▶ [RECORDS SUPPLIED]:
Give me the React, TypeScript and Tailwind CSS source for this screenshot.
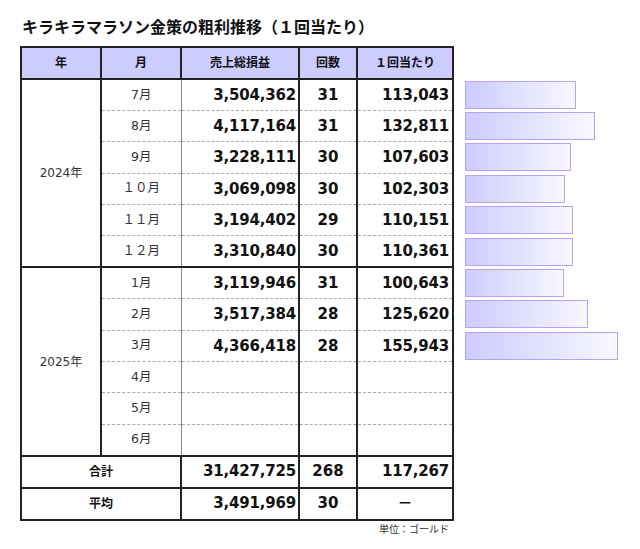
import React from "react";

const rows: { y?: string; span?: number; m: string; s?: string; c?: string; p?: string; v?: number; last?: boolean }[] = [
  { y: "2024年", span: 6, m: "7月", s: "3,504,362", c: "31", p: "113,043", v: 113043 },
  { m: "8月", s: "4,117,164", c: "31", p: "132,811", v: 132811 },
  { m: "9月", s: "3,228,111", c: "30", p: "107,603", v: 107603 },
  { m: "１０月", s: "3,069,098", c: "30", p: "102,303", v: 102303 },
  { m: "１１月", s: "3,194,402", c: "29", p: "110,151", v: 110151 },
  { m: "１２月", s: "3,310,840", c: "30", p: "110,361", v: 110361, last: true },
  { y: "2025年", span: 6, m: "1月", s: "3,119,946", c: "31", p: "100,643", v: 100643 },
  { m: "2月", s: "3,517,384", c: "28", p: "125,620", v: 125620 },
  { m: "3月", s: "4,366,418", c: "28", p: "155,943", v: 155943 },
  { m: "4月" },
  { m: "5月" },
  { m: "6月", last: true },
];

export default function App() {
  const font = { fontFamily: '"DejaVu Sans", Verdana, "Noto Sans CJK JP", sans-serif' };
  return (
    <div className="w-[640px] h-[549px] bg-white text-[#111]" style={font}>
      <div className="pl-[22px] pt-[17px] h-[46px] text-[16px] font-bold leading-[22px]">キラキラマラソン金策の粗利推移（１回当たり）</div>
      <div className="flex">
        <div className="ml-[20px] w-[432px]">
          <table className="w-[432px] border-collapse border-2 border-[#222] table-fixed">
            <colgroup>
              <col className="w-[80px]" /><col className="w-[80px]" /><col className="w-[118px]" /><col className="w-[58px]" /><col className="w-[96px]" />
            </colgroup>
            <thead>
              <tr className="h-[32px] bg-[#ccccff] text-[12px] font-bold">
                {["年", "月", "売上総損益", "回数", "１回当たり"].map((h) => (
                  <th key={h} className="border-2 border-[#222] font-bold">{h}</th>
                ))}
              </tr>
            </thead>
            <tbody>
              {rows.map((r, i) => {
                const bb = r.last
                  ? "border-b-2 border-b-[#222]"
                  : "border-b border-b-[#aaa] [border-bottom-style:dashed]";
                return (
                  <tr key={i} className="h-[31.4px]">
                    {r.y && (
                      <td rowSpan={r.span} className="border-2 border-[#222] text-center text-[12px] text-[#333]">{r.y}</td>
                    )}
                    <td className={`border-r border-r-[#888] text-center text-[12.5px] text-[#333] ${bb}`}>{r.m}</td>
                    <td className={`border-r-2 border-r-[#222] text-right pr-[2px] text-[15px] font-bold tracking-[-0.2px] ${bb}`}>{r.s}</td>
                    <td className={`border-r-2 border-r-[#222] text-center text-[15px] font-bold ${bb}`}>{r.c}</td>
                    <td className={`text-right pr-[3px] text-[15px] font-bold tracking-[-0.2px] ${bb}`}>{r.p}</td>
                  </tr>
                );
              })}
              <tr className="h-[32px] border-b-2 border-[#222]">
                <td colSpan={2} className="border-r-2 border-[#222] text-center text-[12px] font-bold">合計</td>
                <td className="border-r-2 border-[#222] text-right pr-[2px] text-[15px] font-bold tracking-[-0.2px]">31,427,725</td>
                <td className="border-r-2 border-[#222] text-center text-[15px] font-bold">268</td>
                <td className="text-right pr-[3px] text-[15px] font-bold tracking-[-0.2px]">117,267</td>
              </tr>
              <tr className="h-[32px]">
                <td colSpan={2} className="border-r-2 border-[#222] text-center text-[12px] font-bold">平均</td>
                <td className="border-r-2 border-[#222] text-right pr-[2px] text-[15px] font-bold tracking-[-0.2px]">3,491,969</td>
                <td className="border-r-2 border-[#222] text-center text-[15px] font-bold">30</td>
                <td className="text-center text-[15px] font-bold">－</td>
              </tr>
            </tbody>
          </table>
          <div className="text-right pr-[3px] pt-[1px] text-[10px] text-[#333]">単位：ゴールド</div>
        </div>
        <div className="ml-[13px] pt-[33px] flex flex-col">
          {rows.map((r, i) => (
            <div key={i} className="h-[31.4px] flex items-center">
              {r.v && (
                <div
                  className="h-[28px] border border-[#b8a0ff] bg-gradient-to-r from-[#ccccff] to-[#f8f8ff]"
                  style={{ width: Math.round(r.v / 1019) }}
                />
              )}
            </div>
          ))}
        </div>
      </div>
    </div>
  );
}
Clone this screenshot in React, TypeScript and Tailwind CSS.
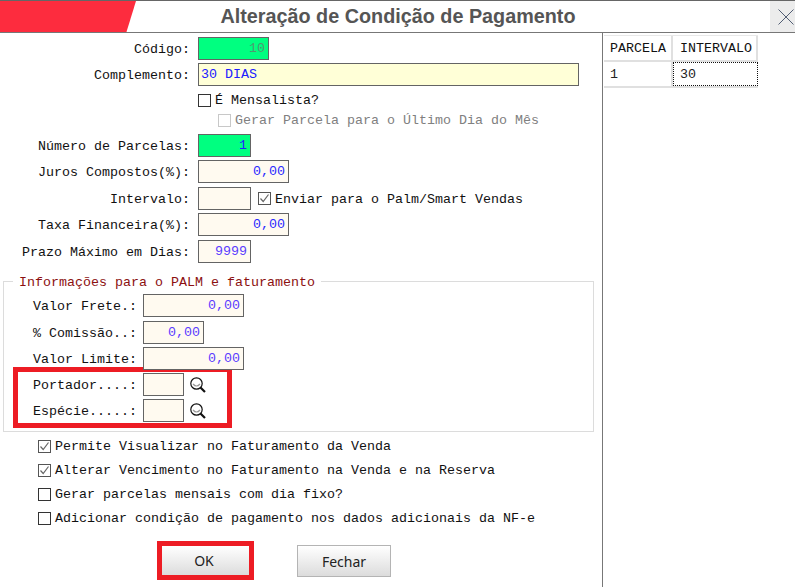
import React from "react";

const mono = "font-['Liberation_Mono','Courier_New',monospace]";

function Field({ w, bg = "bg-[#fffaf0]", color = "text-[#2a2aff]", value = "", right = true }: { w: string; bg?: string; color?: string; value?: string; right?: boolean }) {
  return (
    <div className={`${w} h-[23px] ${bg} ${color} shrink-0 border border-[#646464] pl-[2px] pr-[3px] flex items-center leading-none text-[13.33px] ${right ? "justify-end" : "justify-start"}`}>
      {value}
    </div>
  );
}

function Row({ label, className = "", children }: { label: string; className?: string; children: React.ReactNode }) {
  return (
    <div className={`flex items-center ${className}`}>
      <div className="w-[190px] pt-[3px] text-right text-[#111] leading-none whitespace-pre">{label}</div>
      <div className="ml-[8px] flex items-center">{children}</div>
    </div>
  );
}

function Check({ checked = false, disabled = false }: { checked?: boolean; disabled?: boolean }) {
  return (
    <div className={`w-[13px] h-[13px] shrink-0 border bg-white flex items-center justify-center ${disabled ? "border-[#c8c8c8]" : checked ? "border-[#555]" : "border-[#333]"}`}>
      {checked && (
        <svg width="11" height="11" viewBox="0 0 11 11" fill="none">
          <path d="M1.5 5.5 L4.2 8.5 L9.5 1.5" stroke="#666" strokeWidth="1.2" />
        </svg>
      )}
    </div>
  );
}

function Lens() {
  return (
    <svg width="16" height="16" viewBox="0 0 16 16" fill="none" className="shrink-0">
      <circle cx="6.5" cy="6.5" r="5.7" fill="#fff" stroke="#111" strokeWidth="1.2" />
      <path d="M3 7 Q6.5 11 10 7" stroke="#9a9a9a" strokeWidth="1.2" fill="none" />
      <path d="M10.5 10.5 L15 15" stroke="#111" strokeWidth="2.2" />
    </svg>
  );
}

function BoxRow({ label, w, value, className = "" }: { label: string; w: string; value?: string; className?: string }) {
  return (
    <div className={`flex items-center ${className}`}>
      <div className="w-[136px] pl-[29px] pt-[3px] text-[#111] leading-none whitespace-pre">{label}</div>
      <div className="ml-[3px]">
        <Field w={w} value={value} color="text-[#5a3cff]" />
      </div>
    </div>
  );
}

function LookupRow({ label, className = "" }: { label: string; className?: string }) {
  return (
    <div className={`flex items-center h-[23px] -ml-[14px] ${className}`}>
      <div className="w-[136px] pl-[29px] pt-[3px] text-[#111] leading-none whitespace-pre">{label}</div>
      <div className="ml-[3px] flex items-center">
        <Field w="w-[41px]" />
        <div className="ml-[6px]"><Lens /></div>
      </div>
    </div>
  );
}

function Option({ label, checked = false, className = "" }: { label: string; checked?: boolean; className?: string }) {
  return (
    <div className={`flex items-center h-[14px] pl-[38px] ${className}`}>
      <Check checked={checked} />
      <span className="ml-[4px] pt-[2px] text-[#111] leading-none whitespace-pre">{label}</span>
    </div>
  );
}

export default function App() {
  return (
    <div className={`w-[795px] h-[587px] bg-white overflow-hidden flex flex-col text-[13.33px] ${mono}`}>
      <div className="h-[33px] shrink-0 flex border-t border-t-[#666] border-b border-b-[#777]">
        <div className="relative flex-1 flex items-center justify-center">
          <div className="absolute left-0 top-0 bottom-0 w-[136px] bg-[#fd2c3e] [clip-path:polygon(0_0,100%_0,93%_100%,0_100%)]" />
          <h1 className="font-['Liberation_Sans',Arial,sans-serif] font-bold text-[19.8px] text-[#555] leading-none pl-[26px] whitespace-nowrap">
            Alteração de Condição de Pagamento
          </h1>
        </div>
        <div className="w-[25px] bg-[#ececec] flex items-center justify-end pr-[1px]">
          <svg width="16" height="16" viewBox="0 0 16 16">
            <path d="M0.5 0.5 L15.5 15.5 M15.5 0.5 L0.5 15.5" stroke="#2b3a55" strokeWidth="0.8" />
          </svg>
        </div>
      </div>

      <div className="flex-1 flex min-h-0">
        <div className="w-[602px] shrink-0 flex flex-col pt-[4px]">
          <Row label="Código:">
            <Field w="w-[71px]" bg="bg-[#00ff80]" color="text-[#4f9a70]" value="10" />
          </Row>
          <Row label="Complemento:" className="mt-[3px]">
            <Field w="w-[381px]" bg="bg-[#ffffd7]" color="text-[#2020ff]" value="30 DIAS" right={false} />
          </Row>
          <div className="flex items-center h-[14px] mt-[7px] ml-[198px]">
            <Check />
            <span className="ml-[4px] pt-[2px] text-[#111] leading-none">É Mensalista?</span>
          </div>
          <div className="flex items-center h-[14px] mt-[6px] ml-[218px]">
            <Check disabled />
            <span className="ml-[4px] pt-[2px] text-[#808080] leading-none">Gerar Parcela para o Último Dia do Mês</span>
          </div>
          <Row label="Número de Parcelas:" className="mt-[7px]">
            <Field w="w-[53px]" bg="bg-[#00ff80]" color="text-[#2020ff]" value="1" />
          </Row>
          <Row label="Juros Compostos(%):" className="mt-[3px]">
            <Field w="w-[91px]" value="0,00" />
          </Row>
          <Row label="Intervalo:" className="mt-[4px]">
            <Field w="w-[53px]" />
            <div className="ml-[7px]"><Check checked /></div>
            <span className="ml-[4px] pt-[2px] text-[#111] leading-none">Enviar para o Palm/Smart Vendas</span>
          </Row>
          <Row label="Taxa Financeira(%):" className="mt-[3px]">
            <Field w="w-[91px]" value="0,00" />
          </Row>
          <Row label="Prazo Máximo em Dias:" className="mt-[4px]">
            <Field w="w-[53px]" value="9999" color="text-[#5a3cff]" />
          </Row>

          <div className="relative mt-[18px] ml-[3px] w-[591px] h-[151px] border border-[#dcdcdc] pt-[12px]">
            <div className="absolute left-[9px] -top-[7px] bg-white px-[6px] text-[#8b1010] leading-none py-px whitespace-pre">Informações para o PALM e faturamento</div>
            <BoxRow label="Valor Frete.:" w="w-[101px]" value="0,00" />
            <BoxRow label="% Comissão..:" w="w-[61px]" value="0,00" className="mt-[4px]" />
            <BoxRow label="Valor Limite:" w="w-[101px]" value="0,00" className="mt-[3px] relative z-10" />
            <div className="-mt-[3px] ml-[9px] w-[219px] h-[61px] border-[5px] border-[#ed1c24] flex flex-col pt-[1px]">
              <LookupRow label="Portador....:" />
              <LookupRow label="Espécie.....:" className="mt-[3px]" />
            </div>
          </div>

          <Option label="Permite Visualizar no Faturamento da Venda" checked className="mt-[7px]" />
          <Option label="Alterar Vencimento no Faturamento na Venda e na Reserva" checked className="mt-[10px]" />
          <Option label="Gerar parcelas mensais com dia fixo?" className="mt-[10px]" />
          <Option label="Adicionar condição de pagamento nos dados adicionais da NF-e" className="mt-[10px]" />

          <div className="flex items-start mt-[16px] ml-[157px] font-['Noto_Sans','Open_Sans',sans-serif] text-[14px] text-[#222]">
            <div className="w-[97px] h-[39px] border-[5px] border-[#ed1c24] bg-[linear-gradient(#ffffff,#dcdcdc)] flex items-center justify-center pr-[3px]">OK</div>
            <div className="ml-[43px] mt-[4px] w-[94px] h-[32px] border border-[#b4b4b4] bg-[linear-gradient(#ffffff,#dcdcdc)] flex items-center justify-center">Fechar</div>
          </div>
        </div>

        <div className="flex-1 border-l border-l-[#777] pt-[2px] pl-[1px]">
          <div className="flex h-[27px] w-[154px] border-t border-t-[#e8e8e8] border-b-[2px] border-b-[#e0e0e0] text-[#111]">
            <div className="w-[69px] border-r-[2px] border-r-[#e0e0e0] pl-[6px] pt-[1px] flex items-center">PARCELA</div>
            <div className="flex-1 border-r-[2px] border-r-[#e0e0e0] pl-[7px] pt-[1px] flex items-center">INTERVALO</div>
          </div>
          <div className="flex h-[26px] w-[154px] border-b-[2px] border-b-[#e0e0e0] text-[#222]">
            <div className="w-[69px] border-r-[2px] border-r-[#e0e0e0] pl-[6px] pt-[1px] flex items-center">1</div>
            <div className="flex-1 border border-dotted border-[#111] pl-[6px] pt-[1px] flex items-center">30</div>
          </div>
        </div>
      </div>
    </div>
  );
}
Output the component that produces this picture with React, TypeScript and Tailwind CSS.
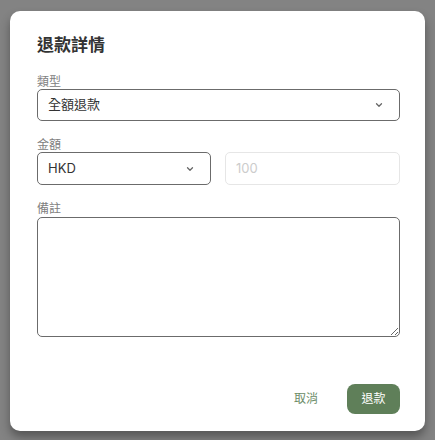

▶ [WRITTEN TASK]:
Copy out each line that contains the word "TypeScript".

▶ [WORKED SOLUTION]:
Give me the React, TypeScript and Tailwind CSS source for this screenshot.
Clone this screenshot in React, TypeScript and Tailwind CSS.
Output the component that produces this picture with React, TypeScript and Tailwind CSS.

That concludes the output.